“Una compagnia di pazzi” di Antonio Grosso: un ironico microcosmo antifascista

24 Gennaio 2024

Mentre per le strade, per cielo e mare, durante la seconda guerra mondiale, le potenze dell’Asse distruggevano e si distruggevano, un’altra guerra era in corso, una guerra di dimenticanza, di vite e parole soffocate dalla noncuranza di chi era troppo impegnato a sopravvivere per curarsi dei deboli e di chi voce e valore umano non ne aveva più all’occhio esterno; è la guerra che si consumava tra le mura dei manicomi senza personale, senza cibo, senza risorse e finanziamenti, dove a crollare non era solo la calce che rivestiva l’edificio  ma l’esistenza dei pazienti che altro non avevano se non quelle pareti, se sebbene aride, a proteggerli.

Per loro la guerra rappresentò una vera, delicata, estenuante, corsa alla sopravvivenza; e proprio su questo piccolo microcosmo sociale posa lo sguardo “Una compagnia di Pazzi” di Antonio Grosso, con Antonio Grosso, Antonello Pascale, Rocco Piciulo, Francesco Nannarelli, Gioele Rotini, Gaspare Di Stefano e Natale Russo, andato in scena, dopo il successo ricevuto lo scorso anno, al Teatro Nino Manfredi, con parte del cast di “Minchia Signor Tenente”.

Un dramma ironico e autoironico, specchio di un’Italia lontana e di episodi culturali ancora attuali, dove gli eroi non sono i partigiani ma un “equipaggio” formato da tre pazzi, tali perché lasciati impazzire, e due infermieri, alle prese tra dovere e senso morale; cinque civili privi del loro essere “civile” dalla dittatura e dal loro personale dittatore, il direttore del manicomio, riproduzione in scala privata della pubblica figura del Führer.

Tra scherzi, battute, galanterie, ricordi e nostalgie, la loro corsa alla sopravvivenza si trasforma in un gioco di sopravvivenza; i cinque, con scarso cibo e poco denaro, trascorrono le giornate sostenendosi e unendosi l’un l’atro con piccole, quasi invisibili, accortezze di gentilezza ed empatia; ognuno di loro conserva e trasmette la sua umanità, nonostante l’orrore alle loro spalle.

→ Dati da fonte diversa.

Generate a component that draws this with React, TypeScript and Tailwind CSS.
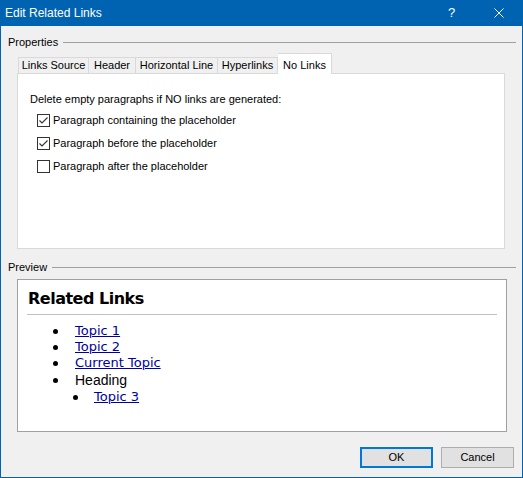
import React from "react";

const ui = "font-['Liberation_Sans',Arial,sans-serif]";
const verdana = "font-['DejaVu_Sans',Verdana,sans-serif]";

const tabs = [
  { label: "Links Source", w: "w-[71px]" },
  { label: "Header", w: "w-[47px]" },
  { label: "Horizontal Line", w: "w-[82px]" },
  { label: "Hyperlinks", w: "w-[60px]" },
];

function CheckBox({ checked }: { checked: boolean }) {
  return (
    <span className="w-[13px] h-[13px] border border-[#333333] bg-white shrink-0 flex items-center justify-center">
      {checked && (
        <svg width="11" height="11" viewBox="0 0 11 11">
          <polyline points="1.5,5.5 4,8 9.5,2.5" fill="none" stroke="#333333" strokeWidth="1.1" />
        </svg>
      )}
    </span>
  );
}

function Bullet() {
  return <span className="w-[5px] h-[5px] rounded-full bg-black shrink-0" />;
}

export default function App() {
  const options = [
    { label: "Paragraph containing the placeholder", checked: true },
    { label: "Paragraph before the placeholder", checked: true },
    { label: "Paragraph after the placeholder", checked: false },
  ];
  const links = ["Topic 1", "Topic 2", "Current Topic"];

  return (
    <div className={`w-[523px] h-[478px] bg-[#0063b1] flex flex-col text-black ${ui}`}>
      {/* Title bar */}
      <div className="h-[26px] flex items-center text-white text-[12px] shrink-0">
        <span className="pl-[5px] flex-1">Edit Related Links</span>
        <span className="w-[10px] mr-[36px] text-[13px]">?</span>
        <svg className="mr-[19px]" width="10" height="10" viewBox="0 0 10 10">
          <path d="M0.5 0.5 L9.5 9.5 M9.5 0.5 L0.5 9.5" stroke="white" strokeWidth="1" />
        </svg>
      </div>

      <div className="flex-1 mx-px mb-px bg-[#f0f0f0] flex flex-col text-[11px]">
        {/* Properties group */}
        <div className="mt-[9px] h-[14px] flex items-center pl-[7px] pr-[6px]">
          <span>Properties</span>
          <span className="flex-1 h-px bg-[#a0a0a0] ml-[5px]" />
        </div>

        <div className="mt-[4px] h-[20px] pl-[17px] flex items-end">
          {tabs.map((t, i) => (
            <div
              key={t.label}
              className={`${t.w} h-[16px] flex items-center justify-center border-t border-r border-[#d9d9d9] ${i === 0 ? "border-l" : ""}`}
            >
              {t.label}
            </div>
          ))}
          <div className="w-[54px] h-[21px] -mb-px relative z-10 bg-white border-t border-r border-[#d9d9d9] flex items-start justify-center pt-[3px]">
            No Links
          </div>
        </div>

        <div className="ml-[16px] w-[488px] h-[176px] bg-white border border-[#d9d9d9] flex flex-col">
          <div className="pt-[18px] pl-[12px] leading-[14px]">
            Delete empty paragraphs if NO links are generated:
          </div>
          <div className="mt-[3px] flex flex-col">
            {options.map((o) => (
              <div key={o.label} className="h-[23px] flex items-center pl-[19px] gap-[3px]">
                <CheckBox checked={o.checked} />
                <span>{o.label}</span>
              </div>
            ))}
          </div>
        </div>

        {/* Preview group */}
        <div className="mt-[11px] h-[14px] flex items-center pl-[7px] pr-[6px]">
          <span>Preview</span>
          <span className="flex-1 h-px bg-[#a0a0a0] ml-[5px]" />
        </div>

        <div className="mt-[5px] ml-[16px] w-[490px] h-[153px] bg-white border border-[#a0a0a0] flex flex-col">
          <div className={`pt-[9px] pl-[10px] text-[16px] leading-[20px] font-bold tracking-[-0.5px] ${verdana}`}>
            Related Links
          </div>
          <div className="mt-[5px] mx-[9px] h-px bg-[#c0c0c0]" />
          <ul className={`mt-[8px] flex flex-col text-[13px] ${verdana}`}>
            {links.map((l) => (
              <li key={l} className="h-[16px] flex items-center pl-[35px]">
                <Bullet />
                <span className="ml-[17px] text-[#0000a0] underline underline-offset-[1px]">{l}</span>
              </li>
            ))}
            <li className={`h-[18px] flex items-center pl-[35px] text-[14px] ${ui}`}>
              <Bullet />
              <span className="ml-[17px]">Heading</span>
            </li>
            <li className="h-[16px] flex items-center pl-[55px]">
              <Bullet />
              <span className="ml-[16px] text-[#0000a0] underline underline-offset-[1px]">Topic 3</span>
            </li>
          </ul>
        </div>

        {/* Buttons */}
        <div className="mt-[15px] flex justify-end gap-[8px] pr-[8px]">
          <button className="w-[73px] h-[21px] bg-[#e1e1e1] border-2 border-[#0078d7] flex items-center justify-center">
            OK
          </button>
          <button className="w-[73px] h-[21px] bg-[#e1e1e1] border border-[#adadad] flex items-center justify-center">
            Cancel
          </button>
        </div>
      </div>
    </div>
  );
}
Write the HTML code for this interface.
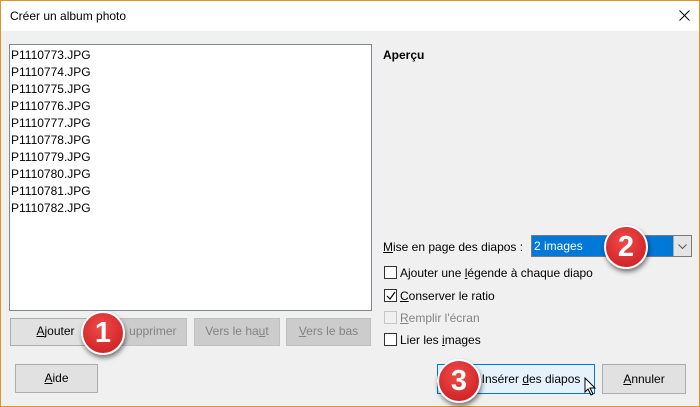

Ognuno di loro ha una storia, vera o finta che sia, a cui aggrapparsi per non perdere sé stesso; ognuno ha qualcosa per cui combattere e difendere dai nazisti, legami esterni che ben presto faranno spazio al legame che, ora, gli unisce l’uno all’altro, trasformandolo nel loro principale soggetto da proteggere.

Il taglio registico e drammaturgico di Grosso diverte e fa riflettere, non annoia con ridondanti ritratti storici da sempre presenti nelle cronache memorialiste, bensì le ripropone in salsa nuova, rendendo lo spettacolo caratteristico di un tipo di produzione dalla rilettura storiografica non binaria e tradizionalista.

Nemici diventano eroi e vittime carnefici: insolito, difatti, è assistere a una comprovata sensibilità negli infermieri dei manicomi, da sempre descritti come avide bestie dalla mano pesante, e a un ebreo (non sveliamo chi) diventare tiranno per difendere i propri interessi.

Una messinscena equilibrata, dolceamara, priva di sbavature sceniche, per sorridere e ragionare su ciò che siamo stati, e ancora, purtroppo, siamo.